Het zionistische plan van de Israëlische diplomaat Odet Yinon, het artikel van Seymour Hersh ‘The redirection’ uit maart 2007 van The New Yorker of de resem artikels en foto’s in de Israëlische en soms zelfs de Amerikaanse media over die steun, negeert hij zoals te verwachten valt dan ook straal. (2) Zo verschenen in de Israëlische pers foto’s van de Israëliche premier Benjamin Netanyahu op bezoek in een legerhospitaal aan de Syrische grens. Daar verzorgde men al honderden jihadisten van al Qaeda en ongetwijfeld ook ISIS om ze daarna met hun wapens terug te sturen naar Syrië. Niets daarover in dit boek. Misschien kan hij eens verklaren waarom tot heden al Qaeda of ISIS in al die jaren nog nooit een aanslag pleegden in Israël. Zelfs nog geen nepaanval.
Evenals het cruciale document van de DIA, de Amerikaanse Militaire Veiligheidsdienst, over de toestand in Syrië dat aantoont dat de VS al in 2013 rondliepen met het idee voor het oprichten door ISIS van een kalifaat in Syrië en Irak om zo naast Syrië ook Irak als staat te vernielen. De toenmalige baas van de DIA en de huidige woordvoerder bevestigen de echtheid van dit document Chams Eddine Zaougui negeert het echter. Zoals bijna de ganse klassieke media en de er veelvuldig geciteerde experts. Het past niet in het door hen geschetst beeld van die oorlog. Waarom allemaal? Omdat het bewijst dat de strategie van ISIS om na Syrië ook delen van Irak te veroveren eveneens deze van Washington en Israël was? Het past niet in zijn plaatje en dus gooit hij het maar richting vuilbak. De man is daarom gewoon een zoveelste vervalser van de geschiedenis.

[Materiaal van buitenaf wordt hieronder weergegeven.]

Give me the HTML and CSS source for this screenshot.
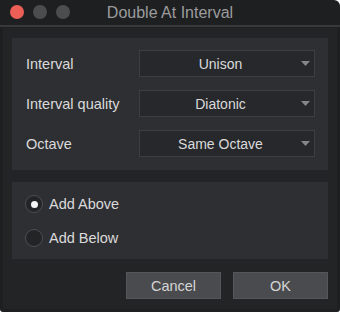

Opvallend is ook het warrige karakter van het boek. Continu breekt hij een lans om in Egypte, Libië, Tunesië en Syrië een Europese bestuursvorm in te voeren. Nochtans weigert hij in zijn boek enige kritiek te uiten op die jihadisten in Syrië. Hij steunt hen zelfs. En dat zijn toch geen democraten van het Europese type? Of toch?
Het zijn groepen die in hun brutaliteit in niets verschillen van wat ISIS doet. Hij kent ongetwijfeld de vele verhalen. Verhalen die ook voldoende bewezen zijn. In zijn epiloog schrijft hij dan weer dat een Europese bestuursstijl in het Midden-Oosten voorlopig toch niet kan lukken. Het is een simpele wijsheid die vele intellectuelen ook in het om hun arrogantie bekend staande Westen tegenwoordig al beseffen.
Het boek verscheen met financiële steun van het mede door speculant George Soros gefinancierde Fonds Pascal Decroos. Men zou dus kunnen stellen dat de cirkel rond is. Wedden dat Soros moest hij de inhoud kennen geen enkel probleem zou hebben met dit boek?
Voetnoten
1) Zahran Alloesh sneuvelde op 25 december 2015 tijdens een Russisch of Syrisch luchtbombardement op de streek van Oost-Ghouta. Wie schreef daar weeral dat men van Bashar al Assad de gebieden van die vrijgelaten ‘extremisten’ niet mocht bombarderen?
De financier van Het Leger van de Islam (Jaysh al Islam) is in essentie steeds Saoedi-Arabië geweest. Zijn Leger van de Islam is gekend voor zin vele brutaliteiten en wordt nu geleid door zijn neef Mohammed Alloesh. De familie is uit die streek afkomstig.
2) The Redirection, Seymour Hersh, The New Yorker, 5 maart 2007, https://www.newyorker.com/magazine/2007/03/05/the-redirection.
Wie dit artikel van Seymour Hersh en de tekst van het plan Odet Yinon leest alsmede de stukken in de Israëlische media over de rol van Israël in het Syrisch conflict begrijpt onmiddellijk wat er in de regio aan de hand is. Alle stukken van de puzzel vallen dan in elkaar. En dan is de analyse van de DIA over Syrië en de Amerikaanse steun voor ISIS pure logica. Maar die verhalen zitten dan ook niet bij de door hem in zijn boek aangeraden literatuur. Dat zijn ‘verboden’ boeken. Ze passen niet in zijn theorietjes.